Personally, I see this as a case where the police fucked up by not putting the proper language in the warrant (a warrant they prepared themselves), and, thus the search exceeded the clear language of the warrant. However, I agree with Alito that there is absolutely no evidence the police officers were not acting reasonably, in fact there is evidence that they honestly, and reasonably to my mind, thought the warrant authorized the search of all people present. So I would concur in part and dissent in part. I am, however, concerned about Alito’s willingness to go beyond the clear language of the warrant to expand the authorization of the search. It is an indication, a very minor one of course, that he may not be the strict textualist, judicial restraint kind of guy that he makes himself out to be.

Thanks for the further clarification as a legal expert.
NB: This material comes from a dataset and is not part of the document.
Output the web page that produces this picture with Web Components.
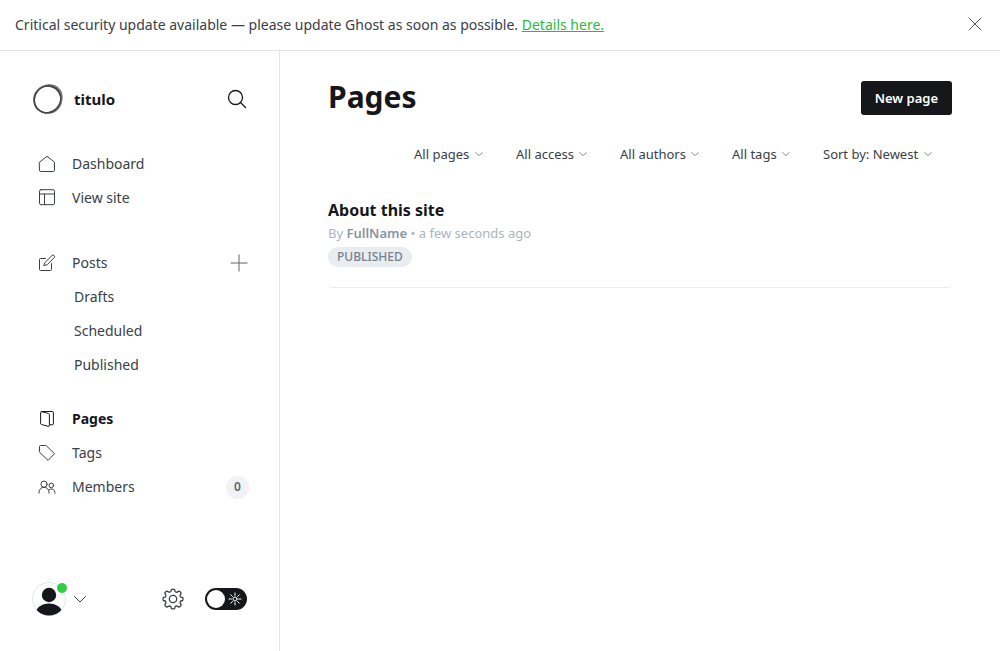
<!DOCTYPE html>
<html lang="en">
<head>
<meta charset="utf-8">
<meta name="viewport" content="width=device-width, initial-scale=1">
<title>Pages</title>
<style>
  html, body { margin: 0; }
  body { background: #fff; color: #394047; font-family: "Noto Sans", "Open Sans", sans-serif; font-size: 14px; line-height: 20px; }
</style>
</head>
<body>
<admin-app></admin-app>
<script>
const BASE = `*, *::before, *::after { box-sizing: border-box; }
  button, select, input { font: inherit; color: inherit; margin: 0; }
  button { background: none; border: 0; padding: 0; cursor: pointer; }
  a { color: inherit; text-decoration: none; }
  svg { display: block; }`;

function define(name, css, html) {
  const template = document.createElement('template');
  template.innerHTML = `<style>${BASE}${css}</style>${html}`;
  customElements.define(name, class extends HTMLElement {
    constructor() {
      super();
      this.attachShadow({ mode: 'open' }).append(template.content.cloneNode(true));
    }
  });
}

/* Each icon: [view box, drawing] */
const ICONS = {
  close: ['0 0 14 14', '<path d="M1 1l12 12M13 1L1 13"/>'],
  search: ['0 0 20 20', '<circle cx="8.5" cy="8.5" r="7"/><path d="M13.5 13.5l5 5"/>'],
  home: ['0 0 18 18', '<path d="M1.5 7.2L9 1.300l7.500 5.900v8.100a1.200 1.200 0 0 1-1.200 1.200H2.700a1.200 1.200 0 0 1-1.200-1.200z"/>'],
  site: ['0 0 18 18', '<rect x="1.500" y=".7" width="15" height="15" rx="1.500"/><path d="M1.500 5h15M6.500 5v10.700"/>'],
  edit: ['0 0 18 18', '<path d="M7.500 4.500H2.500a1 1 0 0 0-1 1v10a1 1 0 0 0 1 1h10a1 1 0 0 0 1-1V9.500"/><path d="M7 8.500L14 1.500a1.300 1.300 0 0 1 1.900 0l.3.300a1.300 1.300 0 0 1 0 1.900L9.200 10.700l-3 .8z"/>'],
  plus: ['0 0 18 18', '<path stroke-linecap="butt" d="M9 .5v17M.5 9h17"/>'],
  pages: ['0 0 18 18', '<path d="M3.500 1.500h10.700a1.200 1.200 0 0 1 1.200 1.200v11.100a1 1 0 0 1-1 1h-2.600"/><path d="M3.500 1.600l7 1.900a1.200 1.200 0 0 1 .9 1.200v10.600a1 1 0 0 1-1.300 1l-6.600-1.800a1.200 1.200 0 0 1-.9-1.200V2.500c0-.7.500-1 .9-.9z"/>'],
  tags: ['0 0 18 18', '<path d="M1.500 2.500a1 1 0 0 1 1-1h5a1.500 1.500 0 0 1 1 .4l8 7.800-6.400 6.600L1.900 8.700a1.500 1.500 0 0 1-.4-1z"/>'],
  members: ['0 0 18 18', '<circle cx="6" cy="6.200" r="3.100"/><circle cx="13.300" cy="7.400" r="2.300"/><path d="M1 15.200v-.9a5 5 0 0 1 10 0v.9M10.900 11.800a3.700 3.700 0 0 1 6.100 2.700v.7"/>'],
  chevron: ['0 0 14 14', '<path d="M1.500 4.500L7 10l5.500-5.500"/>'],
  gear: ['0 0 22 22', '<circle cx="11" cy="11" r="3.700"/><path d="M9.400 1.600q1.600-.8 3.200 0l.5 2q.9.900 2 .5l1.900-1q1.800.5 2.200 2.200l-1 1.800q-.3 1.300.5 2l2 .4q.7 1.500 0 3l-2 .5q-.9.900-.5 2.100l1 1.800q-.5 1.700-2.200 2.200l-1.900-1q-1.200-.3-2 .5l-.5 2q-1.600.7-3.200 0l-.5-2q-.8-.8-2-.5l-1.900 1q-1.700-.5-2.200-2.200l1-1.800q.3-1.200-.5-2.100l-2-.5q-.7-1.500 0-3l2-.4q.8-.8.500-2.100l-1-1.700Q3.300 3.600 5 3.100l1.900 1q1.200.3 2-.5z"/>'],
  sun: ['0 0 14 14', '<circle cx="7" cy="7" r="2"/><path d="M7 1v2.500M7 10.500v2.500M1 7h2.500M10.500 7h2.500M2.800 2.800l1.700 1.700M9.500 9.500l1.700 1.700M11.200 2.800l-1.700 1.700M4.500 9.500l-1.700 1.700"/>'],
  logo: ['0 0 32 32', '<path stroke="#aaa" stroke-width="2.500" d="M17 2.500c7 .5 11.500 5 12 10.500M28.500 21c-2 4.500-5.500 7.500-10 8.300"/><g stroke="#444"><circle cx="15.500" cy="16.500" r="13.500" stroke-width="1.500"/><ellipse cx="16.300" cy="15.800" rx="14.500" ry="13.200" transform="rotate(-48 16.300 15.800)" stroke="#777" stroke-width="1.200"/><ellipse cx="15.500" cy="16.300" rx="12.700" ry="14" transform="rotate(40 15.500 16.300)" stroke-width="1.300"/></g>'],
  user: ['0 0 34 34', '<defs><clipPath id="c"><circle cx="17" cy="17" r="16.500"/></clipPath></defs><circle cx="17" cy="17" r="16.500" stroke="#e3e6e9"/><g clip-path="url(#c)" fill="#15171a" stroke="none"><circle cx="17" cy="13" r="7.200"/><ellipse cx="17" cy="32" rx="13.500" ry="10.500"/></g>']
};

class UiIcon extends HTMLElement {
  connectedCallback() {
    if (this.shadowRoot) return;
    const [box, art] = ICONS[this.getAttribute('name')];
    this.attachShadow({ mode: 'open' }).innerHTML = `<style>
      :host { display: block; flex: none; width: var(--icon-size, 18px); height: var(--icon-size, 18px); }
      svg { display: block; width: 100%; height: 100%; overflow: visible; stroke-width: var(--icon-stroke, 1); }
    </style><svg viewBox="${box}" fill="none" stroke="currentColor" stroke-linecap="round" stroke-linejoin="round" aria-hidden="true">${art}</svg>`;
  }
}
customElements.define('ui-icon', UiIcon);

class NavItem extends HTMLElement {
  connectedCallback() {
    if (this.shadowRoot) return;
    const icon = this.getAttribute('icon');
    this.attachShadow({ mode: 'open' }).innerHTML = `<style>${BASE}
      :host { display: flex; align-items: center; justify-content: space-between; height: 34px; padding-left: 6px; }
      a { display: flex; align-items: center; gap: 16px; }
      :host([sub]) { padding-left: 42px; }
      :host([active]) { color: #15171a; }
      :host([active]) span { font-weight: 700; }
    </style><a href="#">${icon ? `<ui-icon name="${icon}"></ui-icon>` : ''}<span><slot></slot></span></a><slot name="end"></slot>`;
  }
}
customElements.define('nav-item', NavItem);

class FilterSelect extends HTMLElement {
  connectedCallback() {
    if (this.shadowRoot) return;
    const text = this.getAttribute('value');
    this.attachShadow({ mode: 'open' }).innerHTML = `<style>${BASE}
      :host { display: flex; align-items: center; gap: 5px; font-size: 13px; --icon-size: 8px; --icon-stroke: 1.5; }
      select { appearance: none; border: 0; padding: 0; background: none; height: 20px; line-height: 20px; }
      ui-icon { color: #6b7682; }
    </style><select aria-label="${this.getAttribute('label')}"><option>${text}</option></select><ui-icon name="chevron"></ui-icon>`;
  }
}
customElements.define('filter-select', FilterSelect);

define('alert-banner', `
  :host { display: flex; align-items: center; justify-content: space-between; min-height: 51px; padding: 0 18px 2px 15px; border-bottom: 1px solid #dfe1e3; }
  p { margin: 0; padding-top: 2px; }
  a { color: #2bba3c; text-decoration: underline; }
  button { --icon-size: 14px; --icon-stroke: 0.9; }
`, `<p>Critical security update available — please update Ghost as soon as possible. <a href="#">Details here.</a></p>
  <button type="button" aria-label="Close"><ui-icon name="close"></ui-icon></button>`);

define('side-bar', `
  :host { display: flex; flex-direction: column; width: 280px; flex: none; border-right: 1px solid #e3e6e8; padding: 32px 30px 35px 32px; }
  header { display: flex; align-items: center; height: 32px; gap: 10px; color: #15171a; padding-right: 2px; margin-bottom: 32px; }
  header strong { flex: 1; font-size: 15px; font-weight: 700; }
  header > ui-icon { --icon-size: 32px; }
  header button { --icon-size: 20px; --icon-stroke: 1.3; }
  nav { display: flex; flex-direction: column; }
  .group { margin-bottom: 31px; }
  .posts { margin-bottom: 20px; }
  .count { display: grid; place-items: center; width: 23px; height: 23px; border-radius: 12px; background: #f1f2f4; font-size: 12px; font-weight: 600; color: #5a6570; }
  .add { --icon-size: 18px; margin-right: 1px; color: #5f666d; }
  footer { display: flex; align-items: center; margin-top: auto; height: 34px; padding-right: 2px; }
  .account { position: relative; display: flex; align-items: center; gap: 7px; --icon-size: 14px; }
  .account ui-icon[name=user] { --icon-size: 34px; }
  .dot { position: absolute; left: 25px; top: 1px; width: 10px; height: 10px; border-radius: 50%; background: #30cf43; }
  .settings { --icon-size: 22px; --icon-stroke: 1.3; margin: 0 21px 0 auto; }
  .switch { position: relative; display: flex; align-items: center; justify-content: flex-end; width: 42px; height: 22px; padding-right: 5px; border-radius: 11px; background: #15171a; color: #fff; --icon-size: 14px; cursor: pointer; }
  .switch input { appearance: none; position: absolute; inset: 0; }
  .switch::before { content: ""; position: absolute; left: 2px; top: 2px; width: 18px; height: 18px; border-radius: 50%; background: #fff; }
`, `<header><ui-icon name="logo"></ui-icon><strong>titulo</strong><button type="button" aria-label="Search"><ui-icon name="search"></ui-icon></button></header>
  <nav>
    <div class="group"><nav-item icon="home">Dashboard</nav-item><nav-item icon="site">View site</nav-item></div>
    <div class="posts"><nav-item icon="edit">Posts<button class="add" slot="end" type="button" aria-label="New post"><ui-icon name="plus"></ui-icon></button></nav-item>
      <nav-item sub>Drafts</nav-item><nav-item sub>Scheduled</nav-item><nav-item sub>Published</nav-item></div>
    <div><nav-item icon="pages" active>Pages</nav-item><nav-item icon="tags">Tags</nav-item><nav-item icon="members">Members<span class="count" slot="end">0</span></nav-item></div>
  </nav>
  <footer>
    <button class="account" type="button" aria-label="Account"><ui-icon name="user"></ui-icon><span class="dot"></span><ui-icon name="chevron"></ui-icon></button>
    <button class="settings" type="button" aria-label="Settings"><ui-icon name="gear"></ui-icon></button>
    <label class="switch"><input type="checkbox" aria-label="Night shift"><ui-icon name="sun"></ui-icon></label>
  </footer>`);

define('page-row', `
  :host { display: block; padding-bottom: 20px; border-bottom: 1px solid #ebeef0; border-radius: 4px; }
  h3 { margin: 0; font-size: 16px; line-height: 24px; font-weight: 700; color: #15171a; }
  p { margin: 0 0 2px; font-size: 13px; line-height: 23px; color: #abb4be; }
  ::slotted(b) { color: #8695a4; font-weight: 600; }
  .badge { display: block; width: fit-content; padding: 0 9px; border-radius: 10px; background: #e9edf0; color: #738291; font-size: 12px; line-height: 20px; font-weight: 500; }
`, `<h3><a href="#"><slot name="title"></slot></a></h3><p><slot></slot></p><span class="badge"><slot name="status"></slot></span>`);

define('page-list', `
  :host { display: block; flex: 1; min-width: 0; padding: 30px 48px; }
  header { display: flex; align-items: flex-start; justify-content: space-between; }
  h1 { margin: 0; color: #15171a; font-size: 30px; line-height: 32px; font-weight: 700; }
  .new { height: 34px; padding: 0 14px; border-radius: 3px; background: #15171a; color: #fff; font-size: 13px; font-weight: 600; }
  .filters { display: flex; justify-content: flex-end; gap: 33px; margin: 29px 20px 34px 0; }
`, `<header><h1>Pages</h1><button class="new" type="button">New page</button></header>
  <div class="filters">
    <filter-select label="Page type" value="All pages"></filter-select>
    <filter-select label="Access" value="All access"></filter-select>
    <filter-select label="Author" value="All authors"></filter-select>
    <filter-select label="Tag" value="All tags"></filter-select>
    <filter-select label="Order" value="Sort by: Newest"></filter-select>
  </div>
  <page-row><span slot="title">About this site</span>By <b>FullName</b> • a few seconds ago<span slot="status">PUBLISHED</span></page-row>`);

define('admin-app', `
  :host { display: flex; flex-direction: column; min-height: 100vh; }
  main { display: flex; flex: 1; }
`, `<alert-banner></alert-banner><main><side-bar></side-bar><page-list></page-list></main>`);
</script>
</body>
</html>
But seriously, **Dewey **tried several times already to give a clear, legal analysis to rjung. Yours might have been a bit more in depth, but I don’t think it’s fair to say **rjung **wouldn’t get an honest, non-insulting answer when he dismissed the honest answers given earlier claiming he was “too honest” to be a lawyer.

It should be noted that the warrant did incorporate the affidavit in two other sections: “PROBABLE CAUSE BELIEF IS BASED ON THE FOLLOWING ACTS AND CIRCUMSTANCES” and “DATE OF VIOLATIONS”. Apparently, the officers that filled out the warrant application felt that those incorporations were sufficient to justify inclusion of the affidavit for all other sections. That, and there being insufficient room in the section listing the persons and premises to be searched could have been seen as a “clerical error” but the majority didn’t buy that either.